In addition to finding keywords, you can also search within your virtual corpora, such as matching words (e.g. financ*), strings of words (e.g. market + NOUN), collocates (e.g. of market), and concordance lines (e.g. for market).  (All of these examples are from the investments corpus, but you can obviously do searches for any corpus you create.)

There are a number of tutorials for the corpus on YouTube (*= alternate site, if YouTube is not accessible in your country)

General topic Length Individual topics
  Overview * 8:59 - Creating virtual corpora
- Finding keywords in your corpora
- Basic searches in your corpus (frequency, strings, collocates, concordances)

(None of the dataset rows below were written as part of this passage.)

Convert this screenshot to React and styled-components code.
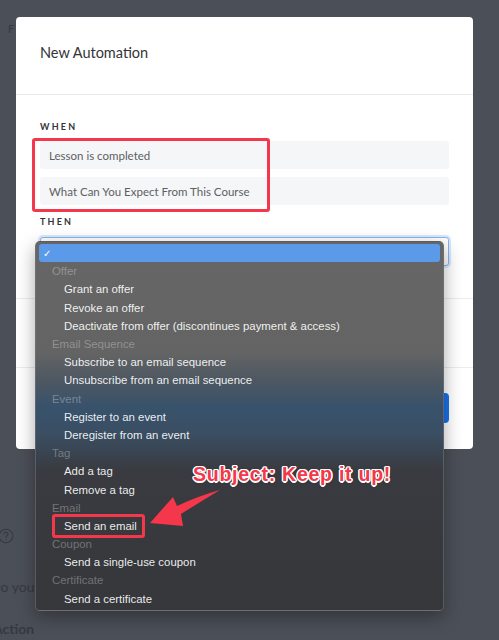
import styled, { createGlobalStyle } from 'styled-components';

const GlobalStyle = createGlobalStyle`
	html, body {
		margin: 0;
		padding: 0;
		background: #4b4f57;
	}
	* {
		box-sizing: border-box;
	}
`;

const Page = styled.div`
	position: relative;
	width: 499px;
	height: 640px;
	overflow: hidden;
	background: #4b4f57;
	font-family: 'Lato', 'Open Sans', sans-serif;
`;

// the course page behind the dimmed overlay
const BackdropPage = styled.div`
	display: flex;
	flex-direction: column;
	padding: 22px 0 0 8px;
	color: #363940;
`;

const BackdropTitle = styled.div`
	font-size: 11px;
	height: 14px;
`;

const HelpRow = styled.div`
	margin-top: 492px;
	margin-left: -10px;
	height: 16px;
`;

const BackdropText = styled.div`
	margin-top: 34px;
	margin-left: -18px;
	font-size: 14px;
	line-height: 18px;
`;

const BackdropHeading = styled.div`
	margin-top: 24px;
	margin-left: -15px;
	font-size: 14px;
	font-weight: 700;
`;

const Modal = styled.div`
	position: absolute;
	left: 16px;
	top: 17px;
	width: 457px;
	height: 432px;
	background: #ffffff;
	border-radius: 4px;
	display: flex;
	flex-direction: column;
	overflow: hidden;
`;

const ModalHeader = styled.div`
	height: 78px;
	padding: 26px 24px 0;
	border-bottom: 1px solid #e9e9ec;
`;

const ModalTitle = styled.h2`
	margin: 0;
	font-size: 14.5px;
	line-height: 20px;
	font-weight: 400;
	color: #333438;
`;

const ModalBody = styled.div`
	display: flex;
	flex-direction: column;
	padding: 26px 24px 32px;
	border-bottom: 1px solid #ececef;
`;

const FieldLabel = styled.div`
	font-size: 9px;
	line-height: 11px;
	font-weight: 700;
	letter-spacing: 2.2px;
	color: #333438;
	margin-bottom: ${(p) => p.$gap || 9}px;
	margin-top: ${(p) => p.$top || 0}px;
`;

const FieldBox = styled.div`
	height: 28px;
	background: #f5f6f8;
	border-radius: 3px;
	padding: 0 9px;
	display: flex;
	align-items: center;
	font-size: 11.5px;
	color: #5d5f63;
	margin-bottom: 8px;
`;

const SelectBox = styled.div`
	height: 29px;
	border: 1px solid #86b4f5;
	box-shadow: 0 0 0 2px #dbe8fc;
	border-radius: 3px;
	background: #ffffff;
`;

const ModalSection = styled.div`
	height: 69px;
	border-bottom: 1px solid #ececef;
`;

const ModalFooter = styled.div`
	display: flex;
	justify-content: flex-end;
	padding: 25px 24px;
`;

const PrimaryButton = styled.button`
	width: 96px;
	height: 30px;
	border: none;
	border-radius: 4px;
	background: #1a72ea;
	color: #fff;
	font-family: inherit;
	font-size: 12px;
`;

const Menu = styled.div`
	position: absolute;
	left: 35px;
	top: 241px;
	width: 409px;
	height: 370px;
	padding: 2px 3px 3px;
	border-radius: 5px;
	border: 1px solid rgba(120, 120, 125, 0.55);
	box-shadow: 0 6px 18px rgba(0, 0, 0, 0.35);
	background: linear-gradient(
		180deg,
		#666666 0%,
		#646464 30%,
		#4c5762 38%,
		#38526c 45%,
		#3a4e63 52%,
		#393b40 62%,
		#36373b 100%
	);
	font-family: 'Liberation Sans', Arial, sans-serif;
	font-size: 11.4px;
`;

const MenuRow = styled.div`
	height: 18.2px;
	display: flex;
	align-items: center;
	border-radius: 3px;
	padding-left: ${(p) => (p.$kind === 'item' ? 25 : p.$kind === 'group' ? 13 : 4)}px;
	color: ${(p) => (p.$kind === 'group' ? 'rgba(255,255,255,0.3)' : 'rgba(255,255,255,0.92)')};
	background: ${(p) => (p.$active ? '#5a9ae9' : 'transparent')};
	white-space: nowrap;
`;

const Check = styled.span`
	font-size: 10px;
	color: #fff;
`;

const HighlightBox = styled.div`
	position: absolute;
	left: ${(p) => p.$x}px;
	top: ${(p) => p.$y}px;
	width: ${(p) => p.$w}px;
	height: ${(p) => p.$h}px;
	border: 3px solid #f4374a;
	border-radius: 3px;
`;

const ArrowMark = styled.svg`
	position: absolute;
	left: 140px;
	top: 480px;
	overflow: visible;
`;

const Callout = styled.div`
	position: absolute;
	left: 193px;
	top: 463px;
	font-family: 'Liberation Sans', Arial, sans-serif;
	font-weight: 700;
	font-size: 19.5px;
	letter-spacing: 0.75px;
	color: #f4374a;
	white-space: nowrap;
	text-shadow: 1.5px 0 0 #fff, -1.5px 0 0 #fff, 0 1.5px 0 #fff, 0 -1.5px 0 #fff,
		1px 1px 0 #fff, -1px -1px 0 #fff, 1px -1px 0 #fff, -1px 1px 0 #fff,
		0 1px 3px rgba(0, 0, 0, 0.5);
`;

const menuGroups = [
	{ label: 'Offer', items: ['Grant an offer', 'Revoke an offer', 'Deactivate from offer (discontinues payment & access)'] },
	{ label: 'Email Sequence', items: ['Subscribe to an email sequence', 'Unsubscribe from an email sequence'] },
	{ label: 'Event', items: ['Register to an event', 'Deregister from an event'] },
	{ label: 'Tag', items: ['Add a tag', 'Remove a tag'] },
	{ label: 'Email', items: ['Send an email'] },
	{ label: 'Coupon', items: ['Send a single-use coupon'] },
	{ label: 'Certificate', items: ['Send a certificate'] },
];

const HelpIcon = () => (
	<svg width='16' height='16' viewBox='0 0 16 16'>
		<circle cx='8' cy='8' r='6.8' fill='none' stroke='#363940' strokeWidth='1.1' />
		<path d='M6 6.3a2 2 0 1 1 2.8 1.8c-.6.3-.8.6-.8 1.3' fill='none' stroke='#363940' strokeWidth='1.1' strokeLinecap='round' />
		<circle cx='8' cy='11.6' r='0.7' fill='#363940' />
	</svg>
);

const App = () => {
	return (
		<Page>
			<GlobalStyle />
			<BackdropPage>
				<BackdropTitle>F</BackdropTitle>
				<HelpRow>
					<HelpIcon />
				</HelpRow>
				<BackdropText>Do you s</BackdropText>
				<BackdropHeading>Action</BackdropHeading>
			</BackdropPage>

			<Modal>
				<ModalHeader>
					<ModalTitle>New Automation</ModalTitle>
				</ModalHeader>
				<ModalBody>
					<FieldLabel>WHEN</FieldLabel>
					<FieldBox>Lesson is completed</FieldBox>
					<FieldBox>What Can You Expect From This Course</FieldBox>
					<FieldLabel $top={3} $gap={10}>THEN</FieldLabel>
					<SelectBox />
				</ModalBody>
				<ModalSection />
				<ModalFooter>
					<PrimaryButton>Save</PrimaryButton>
				</ModalFooter>
			</Modal>

			<Menu>
				<MenuRow $active>
					<Check>✓</Check>
				</MenuRow>
				{menuGroups.map((group) => (
					<div key={group.label}>
						<MenuRow $kind='group'>{group.label}</MenuRow>
						{group.items.map((item) => (
							<MenuRow key={item} $kind='item'>
								{item}
							</MenuRow>
						))}
					</div>
				))}
			</Menu>

			<HighlightBox $x={32} $y={138} $w={238} $h={74} />
			<HighlightBox $x={52} $y={514} $w={93} $h={24} />
			<ArrowMark width='90' height='50' viewBox='0 0 90 50'>
				<path d='M10 43 L33 17 L37 26 Q58 16 80 10 Q60 22 41 34 L43 46 Z' fill='#f4374a' />
			</ArrowMark>
			<Callout>Subject: Keep it up!</Callout>
		</Page>
	);
};

export default App;
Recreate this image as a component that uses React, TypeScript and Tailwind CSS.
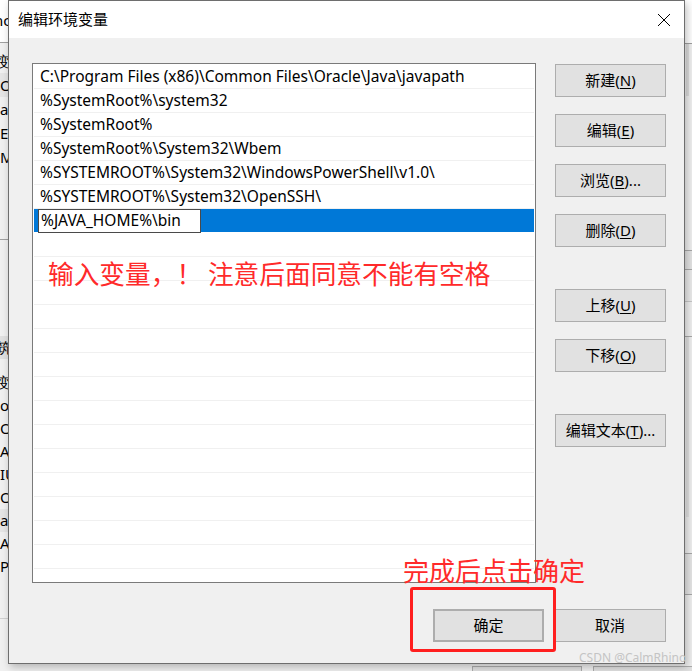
import type { ReactNode } from 'react'

const paths = [
  'C:\\Program Files (x86)\\Common Files\\Oracle\\Java\\javapath',
  '%SystemRoot%\\system32',
  '%SystemRoot%',
  '%SystemRoot%\\System32\\Wbem',
  '%SYSTEMROOT%\\System32\\WindowsPowerShell\\v1.0\\',
  '%SYSTEMROOT%\\System32\\OpenSSH\\',
]

const emptyRows = Array.from({ length: 14 })

const uiFont = "font-['Noto_Sans','Noto_Sans_CJK_SC',sans-serif]"

type BtnProps = {
  children: ReactNode
  className?: string
}

const Btn = ({ children, className = '' }: BtnProps) => (
  <div
    className={`flex h-[33px] w-[111px] items-center justify-center border border-[#adadad] bg-[#e1e1e1] text-[15px] text-black ${className}`}
  >
    {children}
  </div>
)

const Key = ({ children }: { children: ReactNode }) => (
  <span className="underline underline-offset-2">{children}</span>
)

const LeftBackdrop = () => (
  <div className="absolute left-0 top-0 flex h-full w-[40px] flex-col bg-[#f0f0f0] text-[15px] leading-[24px] text-black">
    <div className="h-[43px] border-b border-[#a0a0a0] bg-white pt-[8px] -indent-[6px]">nc</div>
    <div className="mt-[6px] flex flex-col">
      <div className="-indent-[4px]">变</div>
      <div className="bg-[#e5e5e5]">Or</div>
      <div>a</div>
      <div>E</div>
      <div>M</div>
    </div>
    <div className="mt-[70px] border-t border-[#a0a0a0]" />
    <div className="mt-[96px] flex flex-col leading-[23px]">
      <div className="bg-[#e0e0e0] -indent-[4px]">筑</div>
      <div className="mt-[12px] -indent-[4px]">变</div>
      <div>o</div>
      <div>Or</div>
      <div>A</div>
      <div>IU</div>
      <div>OS</div>
      <div className="bg-[#e5e5e5]">a</div>
      <div>A</div>
      <div>P</div>
    </div>
    <div className="mt-[40px] border-t border-[#d0d0d0]" />
  </div>
)

const RightBackdrop = () => (
  <div className="absolute right-0 top-0 flex h-full w-[10px] flex-col bg-[#f0f0f0]">
    <div className="h-[44px] border-b border-[#a0a0a0] bg-white" />
    <div className="ml-[4px] h-[52px] w-[3px] bg-[#dcdcdc]" />
    <div className="mt-[154px] h-[20px] border-y border-[#a8a8a8] bg-[#e4e4e4]" />
    <div className="h-[32px] border-b border-[#c8c8c8] bg-[#ebebeb]" />
    <div className="h-[35px] border-b border-[#a8a8a8] bg-[#f0f0f0]" />
    <div className="ml-[4px] h-[180px] w-[3px] bg-[#e2e2e2]" />
    <div className="mt-[36px] h-[42px] border-y border-[#a8a8a8] bg-[#e6e6e6]" />
  </div>
)

const Dialog = () => (
  <div
    className={`absolute left-[8px] top-0 flex h-[664px] w-[677px] flex-col border border-[#6e6e6e] bg-[#f0f0f0] shadow-[2px_3px_8px_rgba(0,0,0,0.25)] ${uiFont}`}
  >
    <div className="flex h-[37px] shrink-0 items-center justify-between bg-white pl-[9px] pr-[12px]">
      <span className="text-[15px] text-black">编辑环境变量</span>
      <svg width="14" height="14" viewBox="0 0 14 14" className="mr-[1px]">
        <path d="M1 1L13 13M13 1L1 13" stroke="#000" strokeWidth="1" />
      </svg>
    </div>

    <div className="flex gap-[19px] pl-[23px] pr-[18px] pt-[25px]">
      <div className="h-[520px] w-[504px] overflow-hidden border border-[#7a7a7a] bg-white px-[1px] pt-[1px] text-[15.5px] text-black">
        {paths.map((p) => (
          <div
            key={p}
            className="flex h-[24px] items-center border-b border-[#f0f0f0] pl-[6px] pt-[1px] whitespace-nowrap"
          >
            {p}
          </div>
        ))}
        <div className="flex h-[24px] items-center border-b border-white bg-[#0078d7] pl-[4px]">
          <div className="flex h-[24px] w-[163px] items-center border border-[#4a4a4a] bg-white pl-[2px] whitespace-nowrap">
            %JAVA_HOME%\bin
          </div>
        </div>
        {emptyRows.map((_, i) => (
          <div key={i} className="h-[24px] border-b border-[#f0f0f0]" />
        ))}
      </div>

      <div className="flex flex-col pt-[1px]">
        <Btn>
          新建(<Key>N</Key>)
        </Btn>
        <Btn className="mt-[17px]">
          编辑(<Key>E</Key>)
        </Btn>
        <Btn className="mt-[17px]">
          浏览(<Key>B</Key>)...
        </Btn>
        <Btn className="mt-[17px]">
          删除(<Key>D</Key>)
        </Btn>
        <Btn className="mt-[42px]">
          上移(<Key>U</Key>)
        </Btn>
        <Btn className="mt-[17px]">
          下移(<Key>O</Key>)
        </Btn>
        <Btn className="mt-[42px]">
          编辑文本(<Key>T</Key>)...
        </Btn>
      </div>
    </div>

    <div className="mt-[26px] flex justify-end gap-[10px] pr-[18px]">
      <Btn className="border-2 border-[#0078d7]">确定</Btn>
      <Btn className="w-[112px]">取消</Btn>
    </div>
  </div>
)

const App = () => (
  <div className="relative h-[671px] w-[692px] overflow-hidden bg-[#f0f0f0]">
    <LeftBackdrop />
    <RightBackdrop />
    <div className="absolute bottom-0 left-[472px] h-[5px] w-[110px] border border-b-0 border-[#adadad] bg-[#e1e1e1]" />
    <div className="absolute bottom-0 left-[593px] h-[5px] w-[110px] border border-b-0 border-[#adadad] bg-[#e1e1e1]" />
    <Dialog />

    <div className="absolute left-[48px] top-[259px] whitespace-nowrap font-['Noto_Sans_CJK_SC',sans-serif] text-[25.7px] leading-[28px] text-[#ff2a2a]">
      输入变量，！ 注意后面同意不能有空格
    </div>
    <div className="absolute left-[403px] top-[556px] whitespace-nowrap font-['Noto_Sans_CJK_SC',sans-serif] text-[26px] leading-[28px] text-[#ff2a2a]">
      完成后点击确定
    </div>
    <div className="absolute left-[410px] top-[587px] h-[65px] w-[146px] rounded-[3px] border-[3px] border-[#ff1f1f]" />
    <div className="absolute left-[579px] top-[649px] whitespace-nowrap font-['Noto_Sans',sans-serif] text-[12px] text-[#c4c4c4]">
      CSDN @CalmRhino
    </div>
  </div>
)

export default App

- Editing and managing your corpora
Creating virtual corpora: basic * 2:57 - Creating corpora by word or phrase in the Wikipedia article
- Creating corpora by the title of the Wikipedia article
Finding keywords in your corpus * 4:55 - Frequency listing of corpus by part of speech (noun, verb, adjective, adverb)
- Frequency listing by multi-word expression (Noun+Noun, Adj+Noun)
- Finding words that are more specific to your corpus
Searching within your corpus * 5:58 - Frequency listings (substrings)
- String search, e.g. market + NOUN
- Collocates (nearby words); useful insight into meaning and usage of word
- Concordance lines (re-sortable); see the patterns in which a word occurs
Comparing across corpora * 4:33 - Finding the frequency in the different corpora that you've created
- Example: the frequency of words for "obedience" in different religions
- Example: the frequency of the word gods in different religions
- Comparing concordance lines, e.g. stress in engineering and psychology
Managing your corpora * 3:04 - Deleting your virtual corpora
- "Hiding" or "ignoring" corpora (without completely deleting them)
- Renaming corpora
- Grouping virtual corpora by topic (e.g. science or finance)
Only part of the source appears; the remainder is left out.